Start

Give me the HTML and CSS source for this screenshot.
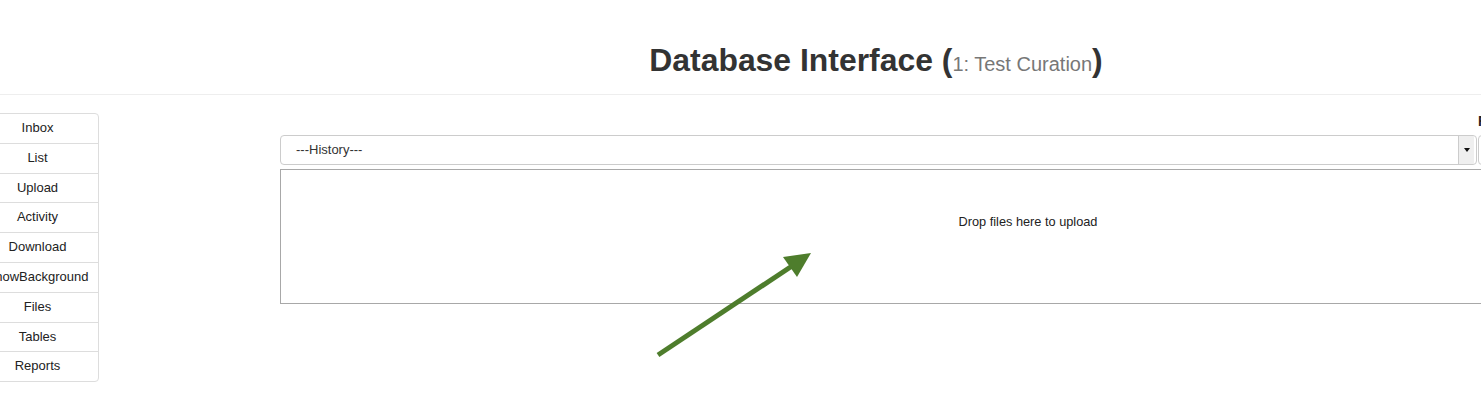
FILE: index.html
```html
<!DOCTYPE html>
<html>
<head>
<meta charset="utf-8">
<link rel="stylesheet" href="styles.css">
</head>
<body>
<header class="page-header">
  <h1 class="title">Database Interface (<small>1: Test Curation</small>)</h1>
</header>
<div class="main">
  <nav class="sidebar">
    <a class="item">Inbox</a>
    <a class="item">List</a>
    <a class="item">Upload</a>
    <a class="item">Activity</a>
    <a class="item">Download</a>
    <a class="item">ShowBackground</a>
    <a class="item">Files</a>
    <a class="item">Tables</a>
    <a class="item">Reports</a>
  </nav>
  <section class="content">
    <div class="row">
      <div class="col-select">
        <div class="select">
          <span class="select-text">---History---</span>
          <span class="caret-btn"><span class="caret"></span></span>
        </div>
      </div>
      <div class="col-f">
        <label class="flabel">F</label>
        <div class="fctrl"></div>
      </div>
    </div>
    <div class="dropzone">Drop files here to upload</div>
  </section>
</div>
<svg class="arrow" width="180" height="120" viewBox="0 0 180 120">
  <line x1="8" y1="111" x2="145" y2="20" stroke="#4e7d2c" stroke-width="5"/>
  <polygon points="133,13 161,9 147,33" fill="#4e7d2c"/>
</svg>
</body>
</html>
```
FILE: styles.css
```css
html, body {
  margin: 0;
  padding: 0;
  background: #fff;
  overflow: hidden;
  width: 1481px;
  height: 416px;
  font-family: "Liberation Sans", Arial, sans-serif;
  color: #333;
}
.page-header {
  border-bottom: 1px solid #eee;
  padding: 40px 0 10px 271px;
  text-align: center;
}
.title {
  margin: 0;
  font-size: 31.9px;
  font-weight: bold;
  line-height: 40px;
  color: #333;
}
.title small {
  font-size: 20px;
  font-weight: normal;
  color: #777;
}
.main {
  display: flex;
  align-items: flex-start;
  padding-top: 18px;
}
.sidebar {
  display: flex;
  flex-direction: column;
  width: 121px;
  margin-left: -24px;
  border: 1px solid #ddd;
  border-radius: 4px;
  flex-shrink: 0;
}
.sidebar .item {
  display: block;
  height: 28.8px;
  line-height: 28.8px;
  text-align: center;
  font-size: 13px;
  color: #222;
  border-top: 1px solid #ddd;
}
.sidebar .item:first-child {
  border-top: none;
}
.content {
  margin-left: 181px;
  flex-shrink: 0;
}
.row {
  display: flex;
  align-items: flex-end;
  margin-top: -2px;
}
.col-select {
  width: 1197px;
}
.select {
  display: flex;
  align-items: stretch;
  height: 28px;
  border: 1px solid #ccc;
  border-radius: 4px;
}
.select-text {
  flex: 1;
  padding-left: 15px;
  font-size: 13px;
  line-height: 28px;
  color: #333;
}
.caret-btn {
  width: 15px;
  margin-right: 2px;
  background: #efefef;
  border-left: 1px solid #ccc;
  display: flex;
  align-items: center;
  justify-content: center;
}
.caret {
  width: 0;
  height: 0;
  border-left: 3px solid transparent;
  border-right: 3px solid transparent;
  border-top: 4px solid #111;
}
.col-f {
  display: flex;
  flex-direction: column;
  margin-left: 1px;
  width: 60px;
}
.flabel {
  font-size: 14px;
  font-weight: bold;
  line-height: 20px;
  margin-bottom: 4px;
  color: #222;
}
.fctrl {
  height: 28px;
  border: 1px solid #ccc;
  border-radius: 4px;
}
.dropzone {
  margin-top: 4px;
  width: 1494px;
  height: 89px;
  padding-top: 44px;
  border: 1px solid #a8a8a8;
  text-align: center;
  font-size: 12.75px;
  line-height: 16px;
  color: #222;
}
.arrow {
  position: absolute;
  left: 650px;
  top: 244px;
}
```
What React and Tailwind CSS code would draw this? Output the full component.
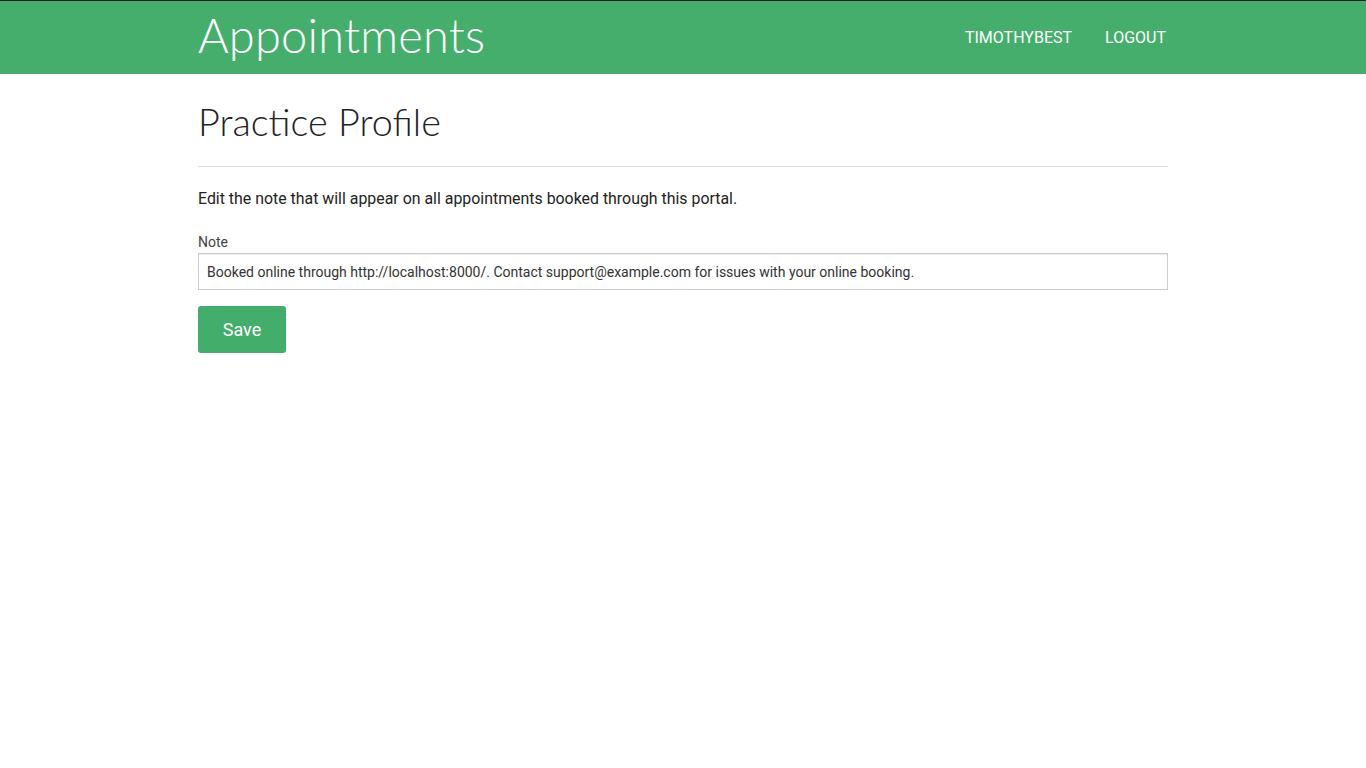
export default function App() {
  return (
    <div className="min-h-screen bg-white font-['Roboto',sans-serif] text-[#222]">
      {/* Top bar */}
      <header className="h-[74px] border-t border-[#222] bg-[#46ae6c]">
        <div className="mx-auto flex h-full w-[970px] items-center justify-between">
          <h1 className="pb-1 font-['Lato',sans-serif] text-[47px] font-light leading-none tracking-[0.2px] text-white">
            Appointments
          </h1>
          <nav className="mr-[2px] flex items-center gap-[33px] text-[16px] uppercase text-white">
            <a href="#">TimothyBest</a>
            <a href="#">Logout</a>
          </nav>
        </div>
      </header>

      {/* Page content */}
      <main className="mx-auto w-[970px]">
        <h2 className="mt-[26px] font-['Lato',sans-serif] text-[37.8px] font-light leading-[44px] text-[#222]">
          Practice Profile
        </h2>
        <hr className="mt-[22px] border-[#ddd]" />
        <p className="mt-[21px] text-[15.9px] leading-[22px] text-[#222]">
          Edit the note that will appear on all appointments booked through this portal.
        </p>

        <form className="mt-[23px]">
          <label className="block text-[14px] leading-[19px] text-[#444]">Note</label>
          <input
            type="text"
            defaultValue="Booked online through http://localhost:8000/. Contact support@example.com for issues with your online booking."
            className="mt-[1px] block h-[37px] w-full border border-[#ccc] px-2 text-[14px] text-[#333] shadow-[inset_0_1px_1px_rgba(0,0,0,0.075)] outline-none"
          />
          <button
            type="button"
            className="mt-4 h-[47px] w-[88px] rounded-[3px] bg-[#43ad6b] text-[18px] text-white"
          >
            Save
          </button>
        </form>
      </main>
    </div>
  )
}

End

Except for the pictures, copy the material above exactly.

Give me the HTML and CSS source for this screenshot.
FILE: index.html
```html
<!DOCTYPE html>
<html>
<head>
<meta charset="utf-8">
<link rel="stylesheet" href="styles.css">
</head>
<body>
<header class="page-header">
  <h1 class="title">Database Interface (<small>1: Test Curation</small>)</h1>
</header>
<div class="main">
  <nav class="sidebar">
    <a class="item">Inbox</a>
    <a class="item">List</a>
    <a class="item">Upload</a>
    <a class="item">Activity</a>
    <a class="item">Download</a>
    <a class="item">ShowBackground</a>
    <a class="item">Files</a>
    <a class="item">Tables</a>
    <a class="item">Reports</a>
  </nav>
  <section class="content">
    <div class="row">
      <div class="col-select">
        <div class="select">
          <span class="select-text">---History---</span>
          <span class="caret-btn"><span class="caret"></span></span>
        </div>
      </div>
      <div class="col-f">
        <label class="flabel">F</label>
        <div class="fctrl"></div>
      </div>
    </div>
    <div class="dropzone">Drop files here to upload</div>
  </section>
</div>
<svg class="arrow" width="180" height="120" viewBox="0 0 180 120">
  <line x1="8" y1="111" x2="145" y2="20" stroke="#4e7d2c" stroke-width="5"/>
  <polygon points="133,13 161,9 147,33" fill="#4e7d2c"/>
</svg>
</body>
</html>
```
FILE: styles.css
```css
html, body {
  margin: 0;
  padding: 0;
  background: #fff;
  overflow: hidden;
  width: 1481px;
  height: 416px;
  font-family: "Liberation Sans", Arial, sans-serif;
  color: #333;
}
.page-header {
  border-bottom: 1px solid #eee;
  padding: 40px 0 10px 271px;
  text-align: center;
}
.title {
  margin: 0;
  font-size: 31.9px;
  font-weight: bold;
  line-height: 40px;
  color: #333;
}
.title small {
  font-size: 20px;
  font-weight: normal;
  color: #777;
}
.main {
  display: flex;
  align-items: flex-start;
  padding-top: 18px;
}
.sidebar {
  display: flex;
  flex-direction: column;
  width: 121px;
  margin-left: -24px;
  border: 1px solid #ddd;
  border-radius: 4px;
  flex-shrink: 0;
}
.sidebar .item {
  display: block;
  height: 28.8px;
  line-height: 28.8px;
  text-align: center;
  font-size: 13px;
  color: #222;
  border-top: 1px solid #ddd;
}
.sidebar .item:first-child {
  border-top: none;
}
.content {
  margin-left: 181px;
  flex-shrink: 0;
}
.row {
  display: flex;
  align-items: flex-end;
  margin-top: -2px;
}
.col-select {
  width: 1197px;
}
.select {
  display: flex;
  align-items: stretch;
  height: 28px;
  border: 1px solid #ccc;
  border-radius: 4px;
}
.select-text {
  flex: 1;
  padding-left: 15px;
  font-size: 13px;
  line-height: 28px;
  color: #333;
}
.caret-btn {
  width: 15px;
  margin-right: 2px;
  background: #efefef;
  border-left: 1px solid #ccc;
  display: flex;
  align-items: center;
  justify-content: center;
}
.caret {
  width: 0;
  height: 0;
  border-left: 3px solid transparent;
  border-right: 3px solid transparent;
  border-top: 4px solid #111;
}
.col-f {
  display: flex;
  flex-direction: column;
  margin-left: 1px;
  width: 60px;
}
.flabel {
  font-size: 14px;
  font-weight: bold;
  line-height: 20px;
  margin-bottom: 4px;
  color: #222;
}
.fctrl {
  height: 28px;
  border: 1px solid #ccc;
  border-radius: 4px;
}
.dropzone {
  margin-top: 4px;
  width: 1494px;
  height: 89px;
  padding-top: 44px;
  border: 1px solid #a8a8a8;
  text-align: center;
  font-size: 12.75px;
  line-height: 16px;
  color: #222;
}
.arrow {
  position: absolute;
  left: 650px;
  top: 244px;
}
```
What React and Tailwind CSS code would draw this? Output the full component.
export default function App() {
  return (
    <div className="min-h-screen bg-white font-['Roboto',sans-serif] text-[#222]">
      {/* Top bar */}
      <header className="h-[74px] border-t border-[#222] bg-[#46ae6c]">
        <div className="mx-auto flex h-full w-[970px] items-center justify-between">
          <h1 className="pb-1 font-['Lato',sans-serif] text-[47px] font-light leading-none tracking-[0.2px] text-white">
            Appointments
          </h1>
          <nav className="mr-[2px] flex items-center gap-[33px] text-[16px] uppercase text-white">
            <a href="#">TimothyBest</a>
            <a href="#">Logout</a>
          </nav>
        </div>
      </header>

      {/* Page content */}
      <main className="mx-auto w-[970px]">
        <h2 className="mt-[26px] font-['Lato',sans-serif] text-[37.8px] font-light leading-[44px] text-[#222]">
          Practice Profile
        </h2>
        <hr className="mt-[22px] border-[#ddd]" />
        <p className="mt-[21px] text-[15.9px] leading-[22px] text-[#222]">
          Edit the note that will appear on all appointments booked through this portal.
        </p>

        <form className="mt-[23px]">
          <label className="block text-[14px] leading-[19px] text-[#444]">Note</label>
          <input
            type="text"
            defaultValue="Booked online through http://localhost:8000/. Contact support@example.com for issues with your online booking."
            className="mt-[1px] block h-[37px] w-full border border-[#ccc] px-2 text-[14px] text-[#333] shadow-[inset_0_1px_1px_rgba(0,0,0,0.075)] outline-none"
          />
          <button
            type="button"
            className="mt-4 h-[47px] w-[88px] rounded-[3px] bg-[#43ad6b] text-[18px] text-white"
          >
            Save
          </button>
        </form>
      </main>
    </div>
  )
}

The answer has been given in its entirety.